> **AIM**
Retype exactly what runs from the first line of the data to the line with "const BOTTOM = 285;", keeping both of those lines and skipping pictures.

> **AVAILABLE DATA**
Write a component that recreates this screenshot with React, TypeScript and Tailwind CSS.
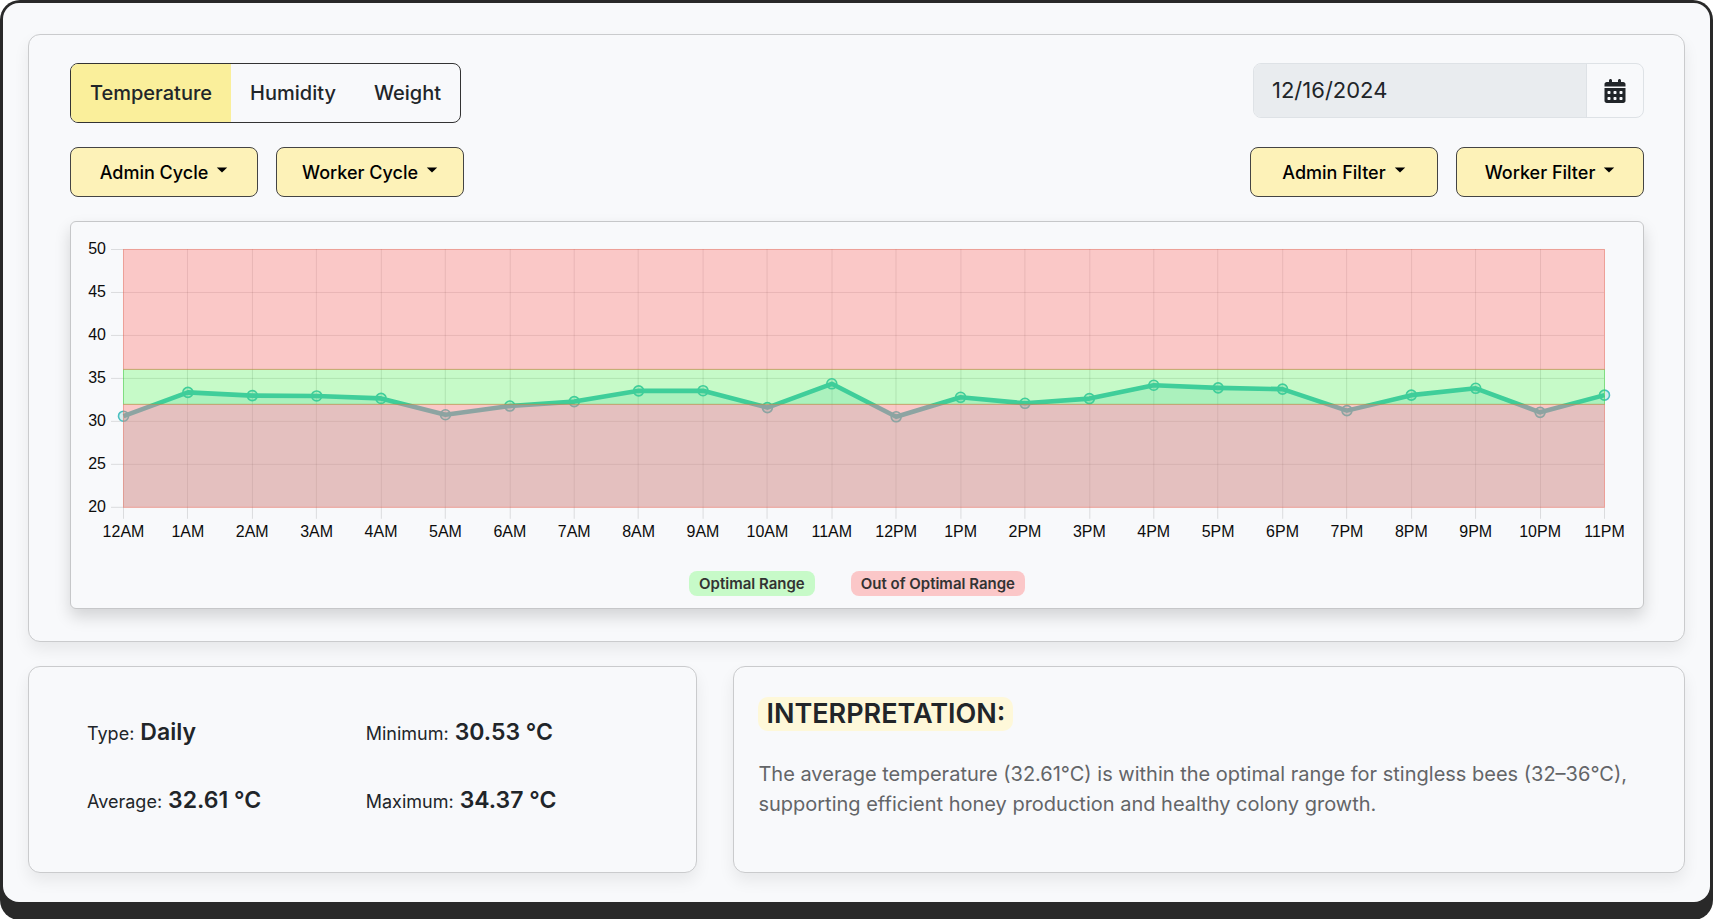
import React, { useState } from "react";
import { FaCalendarDays } from "react-icons/fa6";

const HOURS = [
  "12AM", "1AM", "2AM", "3AM", "4AM", "5AM", "6AM", "7AM", "8AM", "9AM", "10AM", "11AM",
  "12PM", "1PM", "2PM", "3PM", "4PM", "5PM", "6PM", "7PM", "8PM", "9PM", "10PM", "11PM",
];

const READINGS = [
  30.6, 33.37, 33.0, 32.96, 32.67, 30.77, 31.78, 32.3, 33.55, 33.57, 31.6, 34.37,
  30.53, 32.8, 32.1, 32.65, 34.2, 33.9, 33.75, 31.25, 33.05, 33.85, 31.05, 33.05,
];

const Y_TICKS = [50, 45, 40, 35, 30, 25, 20];

// Plot area inside the chart's own coordinate system.
const LEFT = 52;
const RIGHT = 1534;
const TOP = 27;
const BOTTOM = 285;

const xAt = (i: number) => LEFT + ((RIGHT - LEFT) * i) / (HOURS.length - 1);
const yAt = (v: number) => BOTTOM - ((v - 20) / 30) * (BOTTOM - TOP);
const crisp = (n: number) => Math.round(n) + 0.5;

function Band({ from, to, fill, stroke }: { from: number; to: number; fill: string; stroke: string }) {
  return (
    <rect
      x={LEFT + 0.5}
      y={crisp(yAt(to))}
      width={RIGHT - LEFT}
      height={crisp(yAt(from)) - crisp(yAt(to))}
      fill={fill}
      stroke={stroke}
    />
  );
}

function TemperatureChart() {
  const line = READINGS.map((v, i) => `${xAt(i) + 0.5},${yAt(v) + 0.5}`).join(" ");
  return (
    <svg
      viewBox="0 0 1573 325"
      className="block w-full"
      role="img"
      aria-label="Temperature by hour"
    >
      <g stroke="rgba(0,0,0,0.12)">
        {Y_TICKS.map((t) => (
          <line key={t} x1={LEFT - 12} x2={RIGHT} y1={crisp(yAt(t))} y2={crisp(yAt(t))} />
        ))}
        {HOURS.map((h, i) => (
          <line key={h} x1={crisp(xAt(i))} x2={crisp(xAt(i))} y1={TOP} y2={BOTTOM + 12} />
        ))}
      </g>
      <polygon
        points={`${LEFT},${BOTTOM} ${line} ${RIGHT},${BOTTOM}`}
        fill="rgba(75,192,192,0.2)"
      />
      <polyline points={line} fill="none" stroke="rgb(75,192,192)" strokeWidth="4.6" strokeLinejoin="round" />
      {READINGS.map((v, i) => (
        <circle
          key={i}
          cx={xAt(i) + 0.5}
          cy={yAt(v) + 0.5}
          r="5"
          fill="rgba(75,192,192,0.2)"
          stroke="rgb(75,192,192)"
          strokeWidth="1.6"
        />
      ))}
      <Band from={32} to={36} fill="rgba(25,255,16,0.22)" stroke="rgba(60,220,60,0.5)" />
      <Band from={20} to={32} fill="rgba(255,118,112,0.37)" stroke="rgba(255,100,80,0.4)" />
      <Band from={36} to={50} fill="rgba(255,118,112,0.37)" stroke="rgba(255,100,80,0.4)" />
      <g fill="#0c0c0c" fontFamily="'Liberation Sans', Arial, sans-serif" fontSize="16">
        {Y_TICKS.map((t) => (
          <text key={t} x={LEFT - 17} y={yAt(t) + 5} textAnchor="end">{t}</text>
        ))}
        {HOURS.map((h, i) => (
          <text key={h} x={xAt(i) + 0.5} y={BOTTOM + 30} textAnchor="middle">{h}</text>
        ))}
      </g>
    </svg>
  );
}

function MenuButton({ label }: { label: string }) {
  return (
    <button
      type="button"
      aria-haspopup="menu"
      className="flex h-[50px] w-[188px] items-center justify-center gap-2 rounded-lg border border-[#444] bg-[#fdf2b8] text-[18px] font-medium text-black"
    >
      {label}
      <svg className="mb-1" width="12" height="6" viewBox="0 0 12 6" aria-hidden="true">
        <path d="M0.8 0.5h10.4L6 5.6z" fill="currentColor" />
      </svg>
    </button>
  );
}

function Stat({ label, value }: { label: string; value: string }) {
  return (
    <div className="flex items-baseline gap-1.5">
      <dt className="text-[18px]">{label}:</dt>
      <dd className="text-[23px] font-semibold">{value}</dd>
    </div>
  );
}

const CARD = "rounded-xl border border-[#cacbcd] bg-[#f8f9fb] shadow-[0_8px_16px_rgba(0,0,0,0.07)]";

export default function App() {
  const [metric, setMetric] = useState("Temperature");
  return (
    <div className="min-h-screen bg-white font-['Inter',sans-serif] text-[#212529]">
      <main className="min-h-screen rounded-[20px] bg-[#292929] px-[3px] pt-[3px] pb-[18px]">
        <div className="flex flex-col gap-6 rounded-2xl bg-[#f8f9fb] px-[25px] pt-[31px] pb-[29px]">
          <section className={`${CARD} pt-7 pr-10 pb-8 pl-[41px]`}>
            <div className="flex items-start justify-between">
              <div
                role="group"
                aria-label="Metric"
                className="flex h-[60px] overflow-hidden rounded-lg border border-[#333]"
              >
                {["Temperature", "Humidity", "Weight"].map((m) => (
                  <button
                    key={m}
                    type="button"
                    aria-pressed={metric === m}
                    onClick={() => setMetric(m)}
                    className={`px-[19px] text-[20px] font-medium ${metric === m ? "bg-[#faef9b]" : ""}`}
                  >
                    {m}
                  </button>
                ))}
              </div>
              <div className="flex h-[55px] w-[391px] overflow-hidden rounded-lg border border-[#dee2e6]">
                <input
                  type="text"
                  readOnly
                  aria-label="Date"
                  defaultValue="12/16/2024"
                  className="min-w-0 flex-1 border-r border-[#dee2e6] bg-[#e9ecef] px-[18px] text-[22px] outline-none"
                />
                <button type="button" aria-label="Open calendar" className="flex w-14 items-center justify-center">
                  <FaCalendarDays size={24} />
                </button>
              </div>
            </div>

            <div className="mt-6 flex justify-between">
              <div className="flex gap-[18px]">
                <MenuButton label="Admin Cycle" />
                <MenuButton label="Worker Cycle" />
              </div>
              <div className="flex gap-[18px]">
                <MenuButton label="Admin Filter" />
                <MenuButton label="Worker Filter" />
              </div>
            </div>

            <div className="mt-6 rounded-md border border-[#c6c7c9] bg-[#f8f9fb] pb-3 shadow-[0_8px_16px_rgba(0,0,0,0.15)]">
              <TemperatureChart />
              <ul className="mt-6 flex justify-center gap-9 text-[15px] leading-[25px] font-semibold text-[#333]">
                <li className="rounded-lg bg-[#c7fac8] px-2.5">Optimal Range</li>
                <li className="rounded-lg bg-[#fbc7c8] px-2.5">Out of Optimal Range</li>
              </ul>
            </div>
          </section>

          <div className="grid grid-cols-12 gap-9">
            <section className={`${CARD} col-span-5 pt-[47px] pr-[52px] pb-[52px] pl-[58px]`}>
              <dl className="grid grid-cols-2 gap-y-[30px] leading-9">
                <Stat label="Type" value="Daily" />
                <Stat label="Minimum" value="30.53 °C" />
                <Stat label="Average" value="32.61 °C" />
                <Stat label="Maximum" value="34.37 °C" />
              </dl>
            </section>
            <section className={`${CARD} col-span-7 px-6 pt-[30px]`}>
              <h2 className="w-fit rounded-[10px] bg-[#fef8d9] px-2 text-[27px] leading-[34px] font-semibold">
                INTERPRETATION:
              </h2>
              <p className="mt-7 text-[20px] leading-[30px] text-[#636568]">
                The average temperature (32.61°C) is within the optimal range for stingless bees (32–36°C),
                supporting efficient honey production and healthy colony growth.
              </p>
            </section>
          </div>
        </div>
      </main>
    </div>
  );
}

> **WRITTEN SOLUTION**
Write a component that recreates this screenshot with React, TypeScript and Tailwind CSS.
import React, { useState } from "react";
import { FaCalendarDays } from "react-icons/fa6";

const HOURS = [
  "12AM", "1AM", "2AM", "3AM", "4AM", "5AM", "6AM", "7AM", "8AM", "9AM", "10AM", "11AM",
  "12PM", "1PM", "2PM", "3PM", "4PM", "5PM", "6PM", "7PM", "8PM", "9PM", "10PM", "11PM",
];

const READINGS = [
  30.6, 33.37, 33.0, 32.96, 32.67, 30.77, 31.78, 32.3, 33.55, 33.57, 31.6, 34.37,
  30.53, 32.8, 32.1, 32.65, 34.2, 33.9, 33.75, 31.25, 33.05, 33.85, 31.05, 33.05,
];

const Y_TICKS = [50, 45, 40, 35, 30, 25, 20];

// Plot area inside the chart's own coordinate system.
const LEFT = 52;
const RIGHT = 1534;
const TOP = 27;
const BOTTOM = 285;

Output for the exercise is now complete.